Wednesday, October 9, 2013

the journey

When I was 8 years old, my mom put me on a plane in jakarta so that I could fly to spend a few days with my dad in Hong Kong.  A stewardess for singapore airlines, the picture of perfection in her silk dress, wrought with metallic embroidered flowers and her hair slicked back in a neat, but somehow mystical knot, ushered me to my seat.  We would be making a stop in Singapore where I would change planes, but this stewardess would be with me the whole time.  I remember being excited, but I also distinctly remember not feeling that there was anything unusual about my journey.  She gave me a pack of cookies.  I couldn’t read the label.  We got off the plane in Singapore and dashed through the immaculate airport and I quickly ate a bowl of wonton soup and we were off again.

My father met me in Hong Kong.  This island was not like Java or Sumatra of Bali.  Hong Kong is cold, the air is dense.  Hong Kong is gray.  Jakarta is brown.  The gondola ride up the side of Mt. Victoria is a voyage in a glass submarine, floating through the depths of fog.  The deck on top of our hotel has no railings but is surrounded by glass. I don’t like looking over the edge, to see the street below, I have to press my face against the glass.  Feet back on the ground, we descend into a restaurant.  Our path takes us around a koi pond.  A koi pond in a basement felt magical, as if we were in a mythic den and would meet an eccentric crime lord.  Crime lords always wear too many rings and obsessively stroke the cat they’re holding in my imagination.  

We order Peking Duck.  There are few things on earth as delicious as the sticky sauced duck on fluffy pancakes with crunchy green scallions.  

The legendary night market is a blur of sparkling lights.  

We’re on our way home.

Jakarta always smells like burning plastic and people and exhaust and earth.  Most cities don’t smell like earth.  Dirt, yes, but not what was there before the city.  Ancient.


That journey, not the one from Texas to Indonesia

                  or from Florida to Texas

                          or from Delaware to Florida

the one from Jakarta to Hong Kong is the one that made me broken.  

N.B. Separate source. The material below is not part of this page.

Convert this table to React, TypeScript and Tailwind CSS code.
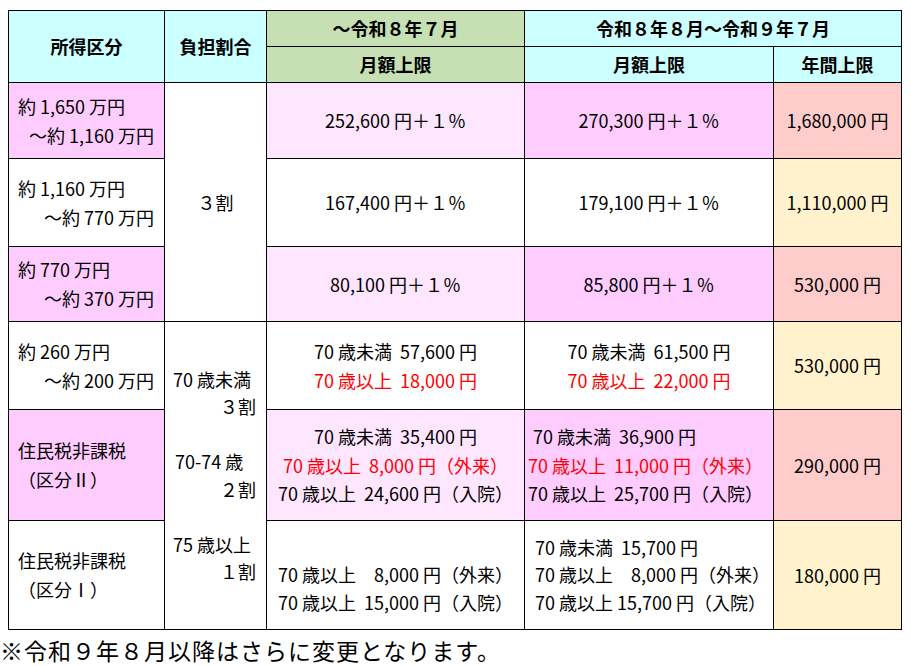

If I wasn’t broken I could sit still.  If I wasn’t broken I wouldn’t be so comfortable traveling solo.  If I wasn’t broken I would be able to sustain a friendship.  I am broken, always a breath away from hermitic insanity.  Bracing to watch reality drip through my grasp.  

This is a trek through my memories and a few of my musings, by putting these stories into the universe I’m hoping to prove to myself that I’m not alone.

Two people are responsible for pushing me to this.  Miley Cyrus and John Green.  

Miley Cyrus published a memoir and I refuse to accept that her life is more memoir worthy, even if she made a butt-ton of money living it.  John Green writes manic pixie dream girl characters (no, I didn’t invent this name for Zooey Deschanel) who sweep his male protagonists from the clutches of mediocrity.  I love his books and connect with his characters, but want to show that a girl can be fabulous, insane, ordinary, and not save a damn soul.

Even with my exciting life, awesome hair, and sizable ego, I often daydream of someone whisking me away to the greener grass.  This probably won’t happen, doesn’t need to happen.  One of my goals in writing about my life is to show myself that I have it good, and if I’m bored, I should just get up and do something.

I can’t imagine this account remaining particularly chronological.  This isn’t an autobiography, but a blog.  Future generations (because the chronicles of Sarah will be required reading in the 6th grade in 2078) won’t have the attention span for long form literature, this generation complains about songs that are longer than three minutes and shamelessly brag about not liking reading.

... two white opals, two white opals...

My neighbors haven’t complained about my music yet, thank god.  How was that?  Feigned ADHD is unsettling, no?  However, I did manage to insert a pretentious reference to the music I’m currently listening to.  

The more important question: where do I go from here?  What does it take to invite the good people of the internet into one’s universe?